Atualmente, sua maior preocupação é fazer grandes esculturas de barro de até cinco metros ou mais. Os “Homens de Barro” é o nome do seu projeto que tem como finalidade criar a Cidade dos Homens de Barro, um museu a céu aberto onde as pessoas poderão visitar e aproveitar de um centro cultural, que ela pretende construir no atual espaço.
“Tenho 86 Homens de Barro, eu quero fazer mil, no topo da montanha, com museu, com galeria, com visitantes, com oficinas”, conta Selma, que deseja ter toda uma estrutura mais ampla para receber o público.
As esculturas na sua visão representam poeticamente o protótipo de um ser de muita força, as obras produzidas por Selma retratam a história fictícia de pessoas simples e corajosas, que enfrentam muitas dificuldades para manter uma sobrevivência com dignidade.
“Quando eu comecei com essas esculturas pensei no ser, nas cidades da região, não só nós, mas nas pessoas que lutam pela terra, que vivem pela terra. Então eu tentei representar eles dessa forma, que são gigantes, que apesar de todas as dificuldades, todos os problemas, continuam fazendo as nossas histórias. É a cidade dos Homens de Barro”, afirma a artista.
Selma faz questão de afirmar que respeita os materiais e usa pigmentos naturais criados em seu ateliê.
Museu Udo Knoff de Azulejaria e Cerâmica
O Museu Udo Knoff de Azulejaria e Cerâmica, localizado no Pelourinho, em Salvador, dispõe de dois ambientes ocupados por materiais referentes à arte da cerâmica e do azulejo.
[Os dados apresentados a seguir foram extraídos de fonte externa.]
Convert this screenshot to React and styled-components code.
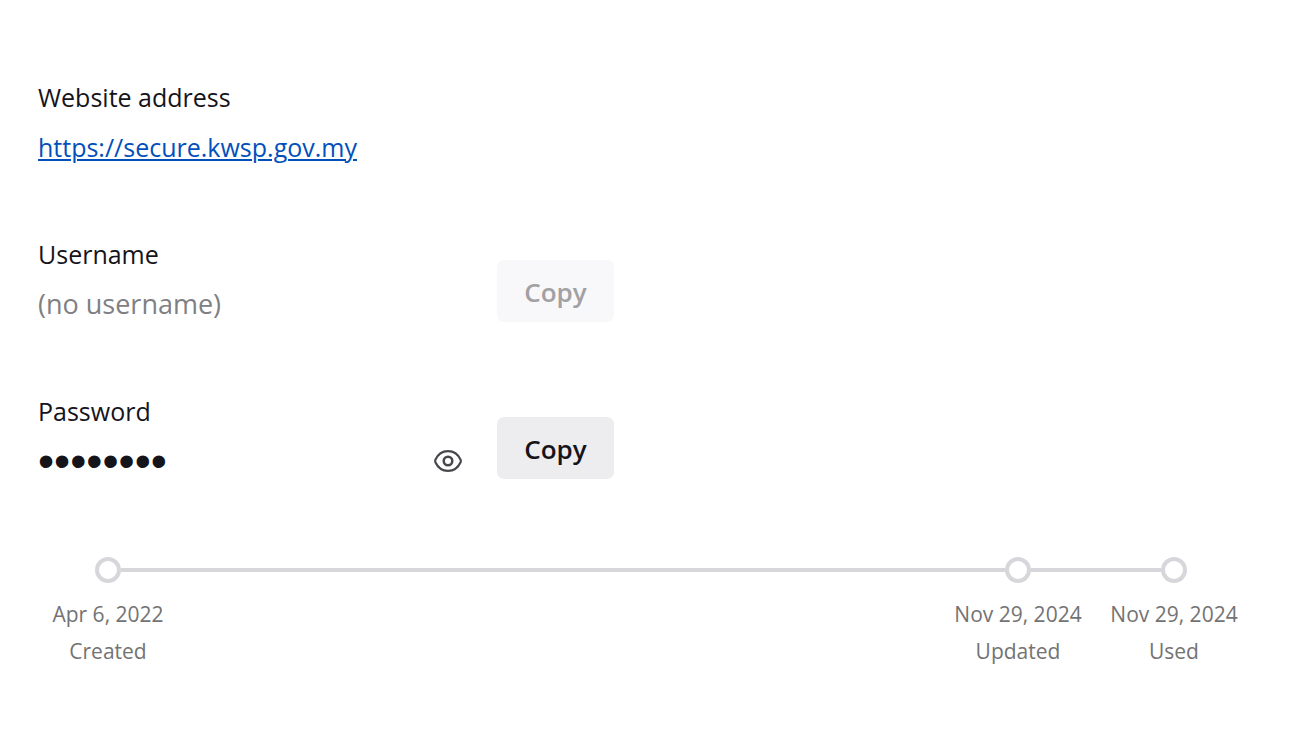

No andar térreo a exposição “Azulejaria na Bahia” reúne materiais referentes à arte da cerâmica e do azulejo, além de proporcionar uma visão cronológica da existência desse material disposto do século XV ao XX, incluindo sua chegada ao Brasil, no século XVII.
A visita à ceramista Selma Calheira foi fruto de uma extensa pesquisa para o alinhamento do seminário de comemoração de 30 ano do museu, o seminário ocorrerá nos dias 16 a 18 de maio, durante a 22ª Semana Nacional de Museus, com o tema “Museus, Educação e Pesquisa o Seminário – O Museu que UDO Knoff Pensou: 30 anos de Azulejaria e Cerâmica na Bahia”.
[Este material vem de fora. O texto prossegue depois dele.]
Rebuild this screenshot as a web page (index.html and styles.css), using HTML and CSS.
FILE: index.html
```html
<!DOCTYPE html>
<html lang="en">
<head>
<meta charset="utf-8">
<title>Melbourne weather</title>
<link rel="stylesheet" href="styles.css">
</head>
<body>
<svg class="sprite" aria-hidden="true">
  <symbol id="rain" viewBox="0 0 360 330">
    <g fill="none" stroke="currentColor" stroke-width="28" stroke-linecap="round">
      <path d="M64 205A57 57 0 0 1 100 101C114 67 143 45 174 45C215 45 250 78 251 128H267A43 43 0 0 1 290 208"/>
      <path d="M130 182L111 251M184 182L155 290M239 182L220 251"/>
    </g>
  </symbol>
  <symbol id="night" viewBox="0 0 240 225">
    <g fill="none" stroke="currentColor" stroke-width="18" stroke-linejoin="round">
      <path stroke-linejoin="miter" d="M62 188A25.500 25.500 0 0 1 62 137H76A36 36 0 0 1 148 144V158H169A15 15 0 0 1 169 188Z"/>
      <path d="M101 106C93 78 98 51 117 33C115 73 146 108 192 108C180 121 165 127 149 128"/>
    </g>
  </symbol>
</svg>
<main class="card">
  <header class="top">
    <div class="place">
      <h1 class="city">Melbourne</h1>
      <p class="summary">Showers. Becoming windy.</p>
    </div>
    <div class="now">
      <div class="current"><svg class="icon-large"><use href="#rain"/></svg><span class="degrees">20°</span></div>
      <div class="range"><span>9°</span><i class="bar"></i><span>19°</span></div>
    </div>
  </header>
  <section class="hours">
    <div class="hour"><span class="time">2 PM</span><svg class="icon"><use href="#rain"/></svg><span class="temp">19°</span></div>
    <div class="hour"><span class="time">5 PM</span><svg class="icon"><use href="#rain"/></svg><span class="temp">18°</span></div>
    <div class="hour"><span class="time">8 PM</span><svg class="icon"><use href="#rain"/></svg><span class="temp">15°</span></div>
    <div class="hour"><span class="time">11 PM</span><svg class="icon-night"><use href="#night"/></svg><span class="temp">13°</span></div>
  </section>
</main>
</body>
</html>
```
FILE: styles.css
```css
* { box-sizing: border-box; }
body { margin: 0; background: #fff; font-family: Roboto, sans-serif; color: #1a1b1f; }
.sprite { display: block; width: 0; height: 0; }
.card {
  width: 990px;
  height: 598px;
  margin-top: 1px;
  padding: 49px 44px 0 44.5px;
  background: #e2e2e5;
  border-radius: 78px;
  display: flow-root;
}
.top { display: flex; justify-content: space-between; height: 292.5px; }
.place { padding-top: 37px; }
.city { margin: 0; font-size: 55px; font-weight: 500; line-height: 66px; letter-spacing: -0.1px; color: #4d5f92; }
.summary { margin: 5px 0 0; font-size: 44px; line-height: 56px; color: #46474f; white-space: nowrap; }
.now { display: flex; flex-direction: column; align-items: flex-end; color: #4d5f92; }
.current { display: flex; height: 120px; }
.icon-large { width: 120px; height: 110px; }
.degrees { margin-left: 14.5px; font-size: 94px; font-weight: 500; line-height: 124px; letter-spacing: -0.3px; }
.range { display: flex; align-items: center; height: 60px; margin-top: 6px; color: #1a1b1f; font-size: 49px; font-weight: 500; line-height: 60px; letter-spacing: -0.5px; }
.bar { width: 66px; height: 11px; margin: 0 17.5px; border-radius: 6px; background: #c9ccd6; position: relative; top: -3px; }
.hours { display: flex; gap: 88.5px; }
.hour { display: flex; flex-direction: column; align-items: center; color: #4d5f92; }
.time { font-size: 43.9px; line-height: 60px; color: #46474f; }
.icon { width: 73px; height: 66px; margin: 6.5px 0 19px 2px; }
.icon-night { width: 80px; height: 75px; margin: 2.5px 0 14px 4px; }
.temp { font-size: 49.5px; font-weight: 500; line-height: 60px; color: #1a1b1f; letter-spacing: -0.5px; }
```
“A viagem para o sul da bahia tem um sentido muito grande, porque a gente foi visitar quatro importantes ceramistas da Bahia, um com 104 anos de idade, Mestre Vitorino, com a referência ao Maragogipinho, e outros dois, Osmundo Teixeira e David Magalhães, que moram em Itabuna e com grande referência na arte barroca de santeiros”, comenta Pola Ribeiro, diretor do Museu de Arte da Bahia.
Para o diretor, a visita ao complexo de Selma Calheira foi um fator importante para o seminário, pois a construção de trabalho da artista se assemelha com os pensamentos que o Udo Knoff tinha.
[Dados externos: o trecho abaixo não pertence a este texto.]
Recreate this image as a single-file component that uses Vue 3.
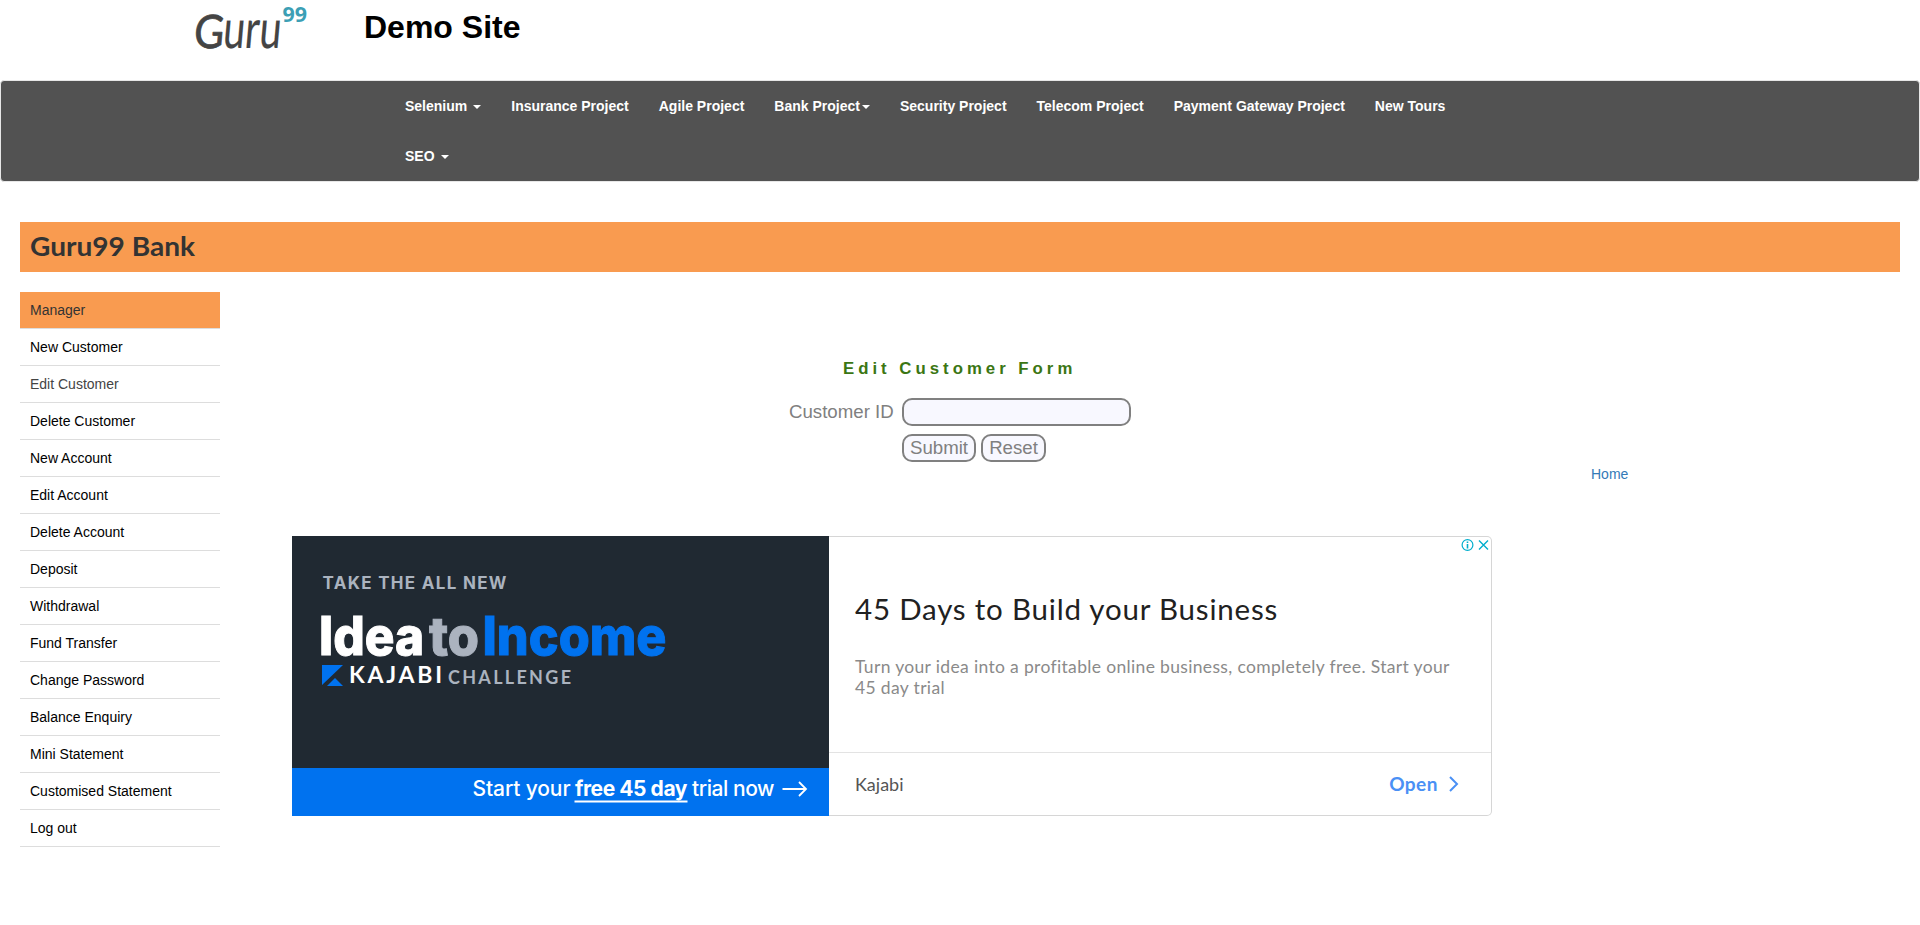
<script setup>
const nav = [
  { label: 'Selenium', caret: true, spaced: true },
  { label: 'Insurance Project' },
  { label: 'Agile Project' },
  { label: 'Bank Project', caret: true },
  { label: 'Security Project' },
  { label: 'Telecom Project' },
  { label: 'Payment Gateway Project' },
  { label: 'New Tours' },
  { label: 'SEO', caret: true, spaced: true },
]
const menu = [
  'Manager', 'New Customer', 'Edit Customer', 'Delete Customer', 'New Account',
  'Edit Account', 'Delete Account', 'Deposit', 'Withdrawal', 'Fund Transfer',
  'Change Password', 'Balance Enquiry', 'Mini Statement', 'Customised Statement', 'Log out',
]
</script>

<template>
  <div class="page">
    <header class="top">
      <svg class="logo" width="120" height="62" viewBox="0 0 120 62" role="img" aria-label="Guru99">
        <g class="logo-name" transform="translate(1 48) skewX(-5)">
          <text class="cap" x="0" y="0" textLength="30" lengthAdjust="spacingAndGlyphs">G</text>
          <text class="low" x="29" y="0" textLength="58" lengthAdjust="spacingAndGlyphs">uru</text>
        </g>
        <text class="logo-num" x="90.500" y="22" textLength="24.500" lengthAdjust="spacingAndGlyphs">99</text>
      </svg>
      <h2 class="site-title">Demo Site</h2>
    </header>

    <nav class="navbar">
      <ul class="nav-list">
        <li v-for="n in nav" :key="n.label">
          <a>{{ n.label }}<b v-if="n.caret" class="caret" :class="{ spaced: n.spaced }"></b></a>
        </li>
      </ul>
    </nav>

    <div class="bank">
      <svg width="200" height="50" viewBox="0 0 200 50">
        <text class="bank-name" x="10" y="33.500" textLength="165" lengthAdjust="spacingAndGlyphs">Guru99 Bank</text>
      </svg>
    </div>

    <div class="body">
      <ul class="side">
        <li v-for="(m, i) in menu" :key="m" :class="{ active: i === 0, visited: i === 2 }"><a>{{ m }}</a></li>
      </ul>

      <main class="main">
        <form class="form" @submit.prevent>
          <p class="heading">Edit Customer Form</p>
          <div class="row">
            <label for="cid">Customer ID</label>
            <input id="cid" class="field" type="text" />
          </div>
          <div class="row buttons">
            <button class="btn submit" type="submit">Submit</button>
            <button class="btn reset" type="reset">Reset</button>
          </div>
        </form>
        <a class="home">Home</a>

        <section class="ad">
          <svg class="banner" width="537" height="280" viewBox="0 0 537 280">
            <rect width="537" height="280" fill="#202932" />
            <rect y="232" width="537" height="48" fill="#0072ef" />
            <text x="30.5" y="53" font-size="17" font-weight="700" fill="#abb3bf" textLength="184">TAKE THE ALL NEW</text>
            <g font-size="53" font-weight="800" stroke-width="1">
              <text x="27" y="119" fill="#fff" stroke="#fff" textLength="105" lengthAdjust="spacingAndGlyphs">Idea</text>
              <text x="137" y="119" fill="#abb3bf" stroke="#abb3bf" textLength="50" lengthAdjust="spacingAndGlyphs">to</text>
              <text x="190.500" y="119" fill="#0072ef" stroke="#0072ef" textLength="184" lengthAdjust="spacingAndGlyphs">Income</text>
            </g>
            <path d="M30 129h21L30 149zM35 150l8-8 8 8z" fill="#0072ef" />
            <text class="sans" x="57" y="147" font-size="23" font-weight="700" fill="#fff" textLength="93">KAJABI</text>
            <text class="sans" x="156" y="147.500" font-size="18" font-weight="700" fill="#abb3bf" textLength="123">CHALLENGE</text>
            <g font-size="21" fill="#fff">
              <text x="180.500" y="260" font-weight="500" textLength="98">Start your</text>
              <text x="283" y="260" font-weight="700" textLength="112.500">free 45 day</text>
              <text x="400" y="260" font-weight="500" textLength="82.500">trial now</text>
            </g>
            <path d="M282.500 265.500h113" stroke="#fff" stroke-width="2" />
            <path d="M490.500 253h23M507 246l7 7-7 7" fill="none" stroke="#fff" stroke-width="1.800" />
          </svg>
          <div class="card">
            <svg class="choices" width="30" height="14" viewBox="0 0 30 14" fill="none" stroke="#00aecd">
              <circle cx="7.500" cy="7" r="5.400" stroke-width="1.200" />
              <path d="M7.500 6v4.500M7.500 3.500v1.500" stroke-width="1.600" />
              <path d="M19 2.500l9 9M28 2.500l-9 9" stroke-width="1.400" />
            </svg>
            <div class="copy">
              <h3><span>45 Days to Build your Business</span></h3>
              <p>Turn your idea into a profitable online business, completely free. Start your<br />45 day trial</p>
            </div>
            <div class="foot">
              <span class="brand">Kajabi</span>
              <span class="open">Open
                <svg width="12" height="18" viewBox="0 0 12 18" fill="none" stroke="#4a90f5" stroke-width="2"><path d="M2 2l7 7-7 7" /></svg>
              </span>
            </div>
          </div>
        </section>
      </main>
    </div>
  </div>
</template>

<style>
body { background: #fff; overflow: hidden; }
</style>

<style scoped>
* { box-sizing: border-box; }
.page { font: 14px/20px "Liberation Sans", Arial, sans-serif; color: #333; height: 925px; overflow: hidden; }
.top { height: 80px; display: flex; align-items: flex-start; padding-left: 192px; }
.logo { flex: none; overflow: visible; }
.logo-name { font-family: "Lato", sans-serif; fill: #444; stroke: #444; stroke-linejoin: round; }
.logo-name .cap { font-size: 46px; stroke-width: .8; }
.logo-name .low { font-size: 54px; stroke-width: .2; }
.logo-num { font: 700 21px "Open Sans", sans-serif; fill: #3c9fb5; }
.site-title { margin: 9px 0 0 52px; font-size: 32px; line-height: 36px; font-weight: 700; color: #000; }
.navbar { height: 102px; border: 1px solid #e7e7e7; border-radius: 4px; background: #525252; }
.nav-list { list-style: none; margin: 0 auto; padding: 0; width: 1140px; display: flex; flex-wrap: wrap; }
.nav-list a { display: block; padding: 15px; line-height: 20px; font-weight: 700; color: #fff; }
.caret { display: inline-block; vertical-align: middle; margin-left: 2px; border-top: 4px solid; border-left: 4px solid transparent; border-right: 4px solid transparent; }
.caret.spaced { margin-left: 6px; }
.bank { height: 50px; margin: 40px 20px 20px; background: #f99b50; }
.bank svg { display: block; }
.bank-name { font: 700 27px "Lato", sans-serif; fill: #333; }
.body { display: flex; padding: 0 20px; }
.side { flex: none; width: 200px; list-style: none; margin: 0; padding: 0; }
.side li { height: 37px; padding: 8px 10px; border-bottom: 1px solid #ddd; color: #000; }
.side .active { background: #f99b50; color: #333; }
.side .visited { color: #444; }
.main { flex: 1; display: flex; flex-direction: column; }
.form { width: 342px; margin: 67px 0 0 569px; color: #808080; }
.heading { margin: 0 0 29px 54px; font-size: 16.8px; line-height: 20px; font-weight: 700; letter-spacing: 4px; color: #3b7613; white-space: nowrap; }
.row { display: flex; align-items: center; justify-content: space-between; height: 28px; margin-top: -10px; font-size: 18.667px; }
.field, .btn { height: 28px; margin: 0; border: 2px solid #808080; border-radius: 10px; background: #f8f8ff; }
.field { width: 229px; }
.buttons { justify-content: flex-start; gap: 5px; margin-top: 8px; padding-left: 113px; }
.btn { padding: 0; font: 18.667px/22px "Liberation Sans", Arial, sans-serif; color: #808080; text-align: center; }
.submit { width: 74px; }
.reset { width: 65px; }
.home { margin: 2px 0 0 1371px; color: #337ab7; }
.ad { display: flex; width: 1200px; height: 280px; margin: 52px 0 0 72px; }
.banner { flex: none; display: block; font-family: Inter, sans-serif; }
.banner .sans { font-family: "Lato", sans-serif; }
.card { position: relative; flex: 1; display: flex; flex-direction: column; border: 1px solid #d6d6d6; border-left: 0; border-radius: 0 5px 5px 0; font-family: "Lato", sans-serif; }
.choices { position: absolute; top: 1px; right: 1px; background: #fff; }
.copy { height: 216px; padding: 52px 0 0 26px; border-bottom: 1px solid #e3e3e3; white-space: nowrap; }
.copy h3 { margin: 0; font-size: 29.500px; line-height: 40px; font-weight: 400; color: #212121; letter-spacing: .8px; }
.copy p { margin: 27px 0 0; font-size: 17.500px; line-height: 21px; color: #8a8a8a; letter-spacing: .34px; }
.foot { flex: 1; display: flex; align-items: center; justify-content: space-between; padding: 0 31px 0 26px; font-size: 18px; color: #555; }
.open { display: flex; align-items: center; gap: 10px; font-weight: 700; font-size: 19px; letter-spacing: .5px; color: #4a90f5; }
</style>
“Ela traz uma coisa muito próxima do pensamento de Udo, no sentido de que ela é uma artista e ao mesmo tempo ela é uma indústria, é uma empresária da indústria de cerâmica. É uma mulher que produz, insere objetos de decoração, que vende pro exterior, para todo o Brasil. Então ela cria novos horizontes dentro da discussão que a gente está fazendo no seminário”, continua Pola Ribeiro.
Na semana dos dias 16 a 18 de maio serão discutidos os novos rumos que a instituição está tomando em 2024, a partir da transferência do museu para um novo espaço: no Complexo do Museu de Arte da Bahia.
“O seminário de comemoração aos 30 anos do Museu Udo Knoff tem um papel importantíssimo no processo de construção do museu, no processo de construção do desenho de documentação do MAB. Vai ser o momento de avisar que o MAB está em obras, que está recebendo dois outros museus: Museu Udo e Museu Tempostal”, conclui Pola.
Para a diretora do museu Udo Knoff, Renata Alencar, a visita ao espaço de Selma foi fundamental para o processo de reflexão e reformulação do Museu Udo Knoff de Azulejaria e Cerâmica.
“No novo espaço que está sendo formulado para ele, no Complexo do Museu de Arte da Bahia, pudemos ver a potência que tem a cerâmica no interior do Estado e as diversas possibilidades de trabalhar a colaboração capital e interior. Através do Seminário de 30 Anos do Museu está acontecendo um movimento de reaproximação da classe de artistas, ceramistas, pesquisadores e toda a comunidade que trabalha com as “artes do fogo”, que este seja um encontro para a retomada desse ambiente de simpatia pela cerâmica e azulejaria da Bahia, como dizia o nosso Patrono Udo Knoff”, afirma Alencar.
O seminário será realizado no auditório do Museu de Arte da Bahia, localizado no Corredor da Vitória, em Salvador. Será o momento no qual todos os presentes irão refletir sobre os processos que fizeram e fazem da Bahia o maior repositório de azulejaria do Brasil, seja esse material estrangeiro ou contemporâneo, e a reflexão sobre a cerâmica tradicional e popular.